Limitations remain where existing benchmarks struggle with highly occluded scenes, exaggerated facial structures, and real-world compression artifacts; current video generation reward models require further tuning for anime-specific style attributes (as discussed in (Zhu et al., 14 Apr 2025)).
6. Future Directions in Anime Image Synthesis Benchmarking
Emerging avenues involve:
- Extension of multi-dimensional evaluation models (e.g.
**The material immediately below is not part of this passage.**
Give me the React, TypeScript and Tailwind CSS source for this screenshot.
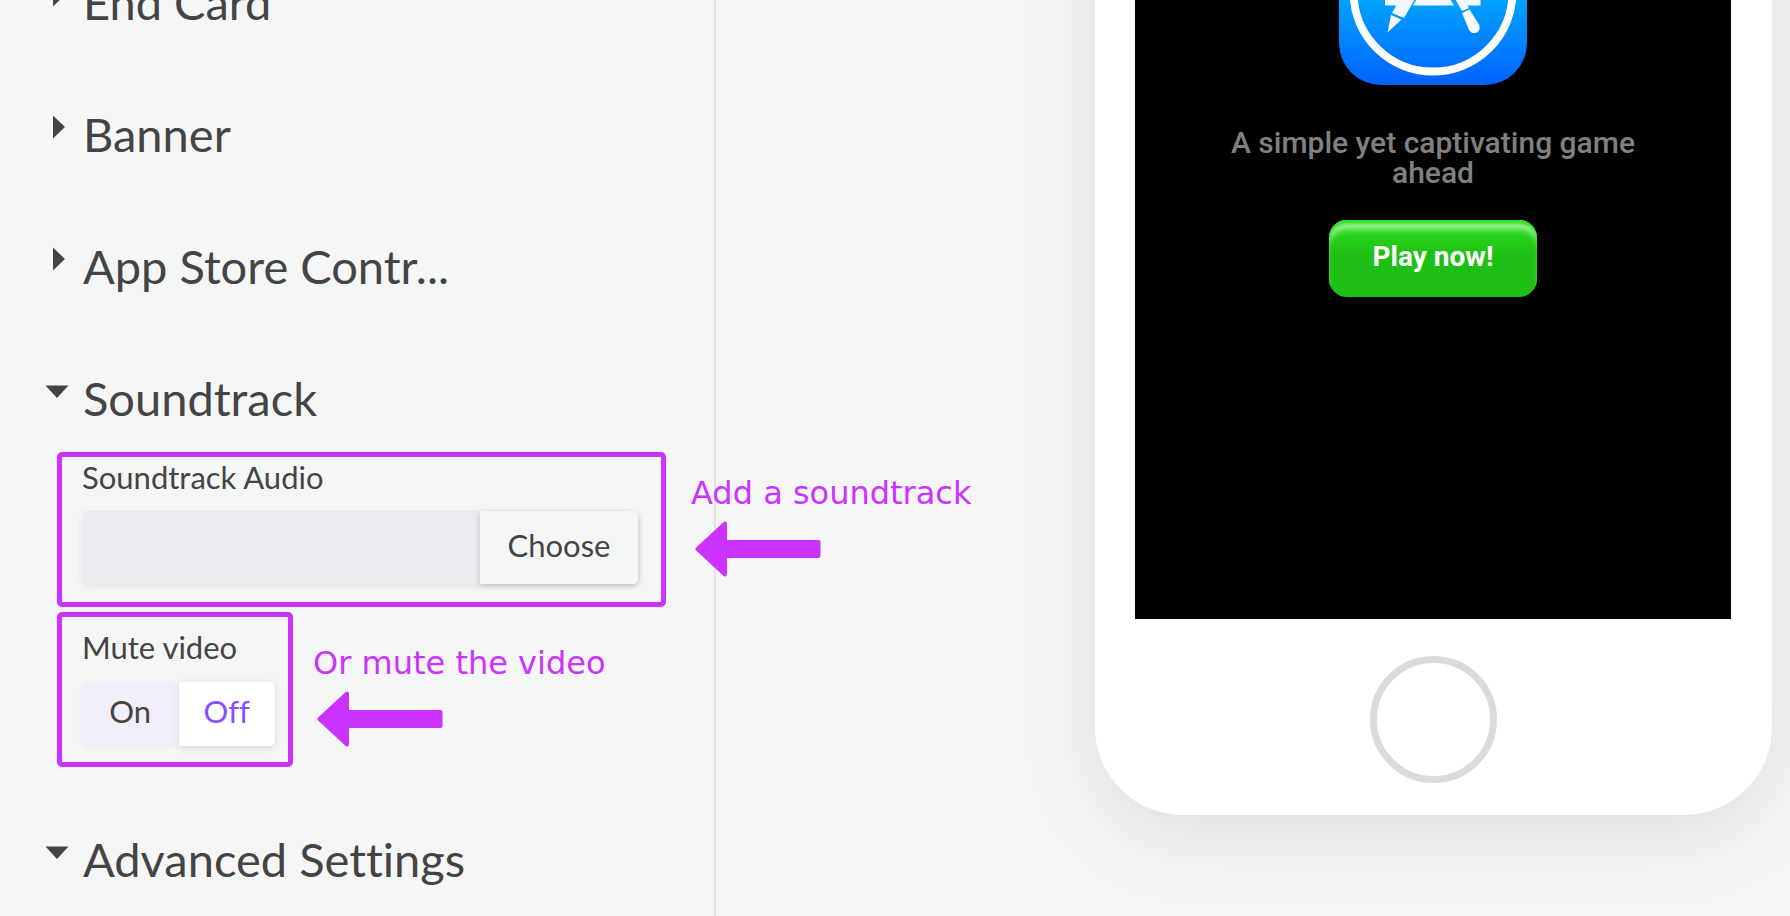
import { useState } from "react";
import type { ReactNode } from "react";

function Caret({ open }: { open: boolean }) {
  return (
    <svg className="mt-[9px] shrink-0" width="24" height="24" viewBox="0 0 24 24" aria-hidden="true">
      <path d={open ? "M0.500 6.500H23.500L12 19Z" : "M8 0.500L20 12L8 23.500Z"} fill="#444" />
    </svg>
  );
}

function Section({ title, open = false, children }: { title: string; open?: boolean; children?: ReactNode }) {
  return (
    <section>
      <h2>
        <button
          type="button"
          aria-expanded={open}
          className="flex items-start gap-[14px] pl-[45px] text-left text-[47px] leading-[56px] text-[#444]"
        >
          <Caret open={open} />
          <span>{title}</span>
        </button>
      </h2>
      {children}
    </section>
  );
}

function Callout({
  text,
  boxClass,
  noteClass,
  children,
}: {
  text: string;
  boxClass: string;
  noteClass: string;
  children: ReactNode;
}) {
  return (
    <div className={`relative ml-[57px] w-fit rounded-[5px] border-[5px] border-[#cc33ff] pl-5 ${boxClass}`}>
      {children}
      <div
        className={`absolute left-full whitespace-nowrap font-['DejaVu_Sans',sans-serif] text-[32px] leading-10 text-[#cc33ff] ${noteClass}`}
      >
        <p>{text}</p>
        <svg className="mt-2 ml-1" width="126" height="56" viewBox="0 0 126 56" aria-hidden="true">
          <path
            d="M2.500 28L30 2.500V53.500ZM30 21H123.500V35H30Z"
            fill="#c3f"
            stroke="#c3f"
            strokeWidth="4"
            strokeLinejoin="round"
          />
        </svg>
      </div>
    </div>
  );
}

function StoreIcon() {
  return (
    <svg width="188" height="188" viewBox="0 0 188 188" role="img" aria-label="App icon">
      <defs>
        <linearGradient id="store" x1="0" y1="0" x2="0" y2="1">
          <stop offset="0" stopColor="#1ac8fc" />
          <stop offset="0.55" stopColor="#00a2ff" />
          <stop offset="1" stopColor="#0062ff" />
        </linearGradient>
      </defs>
      <rect width="188" height="188" rx="42" fill="url(#store)" />
      <circle cx="94" cy="95" r="79.5" fill="none" stroke="#fff" strokeWidth="8" />
      <g fill="#f3f9ff">
        <path d="M46 92H68L58 108.500H46Z" />
        <path d="M83.500 92H105.500L115 108.500H74Z" />
        <path d="M118 92H141.500V108.500H128.500Z" />
        <path d="M102 32L113 38L65 121L53 116Z" />
        <path d="M52 118L62.500 122.500L48.500 135.500Z" />
        <path d="M79 38L86 34L130 111L123 114Z" />
        <path d="M123 116L130.500 112.500L140 127.500Q142 133 138 135.500Q132.500 137.500 130 133Z" />
      </g>
    </svg>
  );
}

export default function App() {
  const [muted, setMuted] = useState("Off");
  return (
    <main className="flex min-h-screen overflow-hidden bg-[#f5f7f6] font-[Lato,sans-serif] text-[#444] [font-variant-ligatures:none]">
      <aside className="-mt-[26px] w-2/5 shrink-0 border-r-2 border-[#e2e4e3]">
        <div className="flex flex-col gap-[76px]">
          <Section title="End Card" />
          <Section title="Banner" />
          <Section title="App Store Contr..." />
          <Section title="Soundtrack" open>
            <div className="mt-[26px] -mb-3 flex flex-col gap-[5px]">
              <Callout text="Add a soundtrack" boxClass="pr-[23px]" noteClass="top-4 ml-[30px]">
                <label htmlFor="audio" className="block pt-[2px] text-[31px] leading-9">
                  Soundtrack Audio
                </label>
                <div className="mt-4 mb-[18px] flex h-[73px] rounded-[5px] shadow-[0_2px_6px_rgba(0,0,0,0.08)]">
                  <input id="audio" type="text" readOnly className="w-[398px] rounded-l-[5px] bg-[#eaebef] px-4 text-[31px]" />
                  <button
                    type="button"
                    className="w-[158px] rounded-r-[5px] bg-[#f5f7f6] pb-1 text-[31px] shadow-[0_2px_6px_rgba(0,0,0,0.18)]"
                  >
                    Choose
                  </button>
                </div>
              </Callout>
              <Callout text="Or mute the video" boxClass="pr-[13px]" noteClass="top-[26px] ml-[25px]">
                <fieldset>
                  <legend className="pt-3 text-[31px] leading-9">Mute video</legend>
                  <div className="mt-[17px] mb-4 flex h-16 w-[193px] rounded-[5px] shadow-[0_1px_4px_rgba(0,0,0,0.06)]">
                    {["On", "Off"].map((value) => (
                      <label
                        key={value}
                        className="flex flex-1 items-center justify-center bg-[#f2eefa] pb-[6px] text-[31px] leading-9 first:rounded-l-[5px] last:rounded-r-[5px] has-checked:bg-white has-checked:text-[#8652ff] has-checked:shadow-[0_2px_8px_rgba(0,0,0,0.09)]"
                      >
                        <input
                          type="radio"
                          name="mute"
                          value={value}
                          checked={muted === value}
                          onChange={() => setMuted(value)}
                          className="sr-only"
                        />
                        {value}
                      </label>
                    ))}
                  </div>
                </fieldset>
              </Callout>
            </div>
          </Section>
          <Section title="Advanced Settings" open />
        </div>
      </aside>
      <section className="flex flex-1 items-start justify-end pr-[18px]">
        <div className="-mt-40 flex w-[677px] flex-col items-center rounded-[88px] bg-white pr-[41px] pb-8 pl-10 shadow-[0_20px_80px_rgba(0,0,0,0.1)]">
          <div className="flex h-[779px] w-full flex-col items-center bg-black px-20 pt-[57px] font-[Roboto,sans-serif]">
            <StoreIcon />
            <p className="mt-[43px] text-center text-[30px] leading-[30px] font-medium text-[#808080]">
              A simple yet captivating game ahead
            </p>
            <button
              type="button"
              className="mt-8 h-[77px] w-[208px] rounded-[18px] bg-linear-to-b from-[#2be31c] to-[#1fc015] to-45% pb-1 text-[28px] font-bold text-white shadow-[inset_0_4px_3px_#34e226,inset_0_12px_6px_-3px_rgba(255,255,255,0.6)]"
            >
              Play now!
            </button>
          </div>
          <button
            type="button"
            aria-label="Home"
            className="mt-[37px] size-[127px] rounded-full border-[7px] border-[#dbdbdb]"
          />
        </div>
      </section>
    </main>
  );
}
AnimeReward (Zhu et al., 14 Apr 2025)) for static images, possibly leveraging human preference alignment and automated scoring in fine-grained style and consistency dimensions.
- Further dataset expansions with higher-resolution, multi-view, and multimodal annotation to reflect evolving production standards (Xu et al., 27 Jul 2025).
- Integration of knowledge distillation methods for real-time synthesis while maintaining high perceptual fidelity (Khungurn, 2023).
- Continued domain-specific research into feature extraction, loss calibration, and manipulation sensitivity for robust model evaluation and improvement.
These directions suggest benchmarks will increasingly reflect both technical quality and subjective style alignment—driving both scientific rigor and practical relevance in anime image synthesis.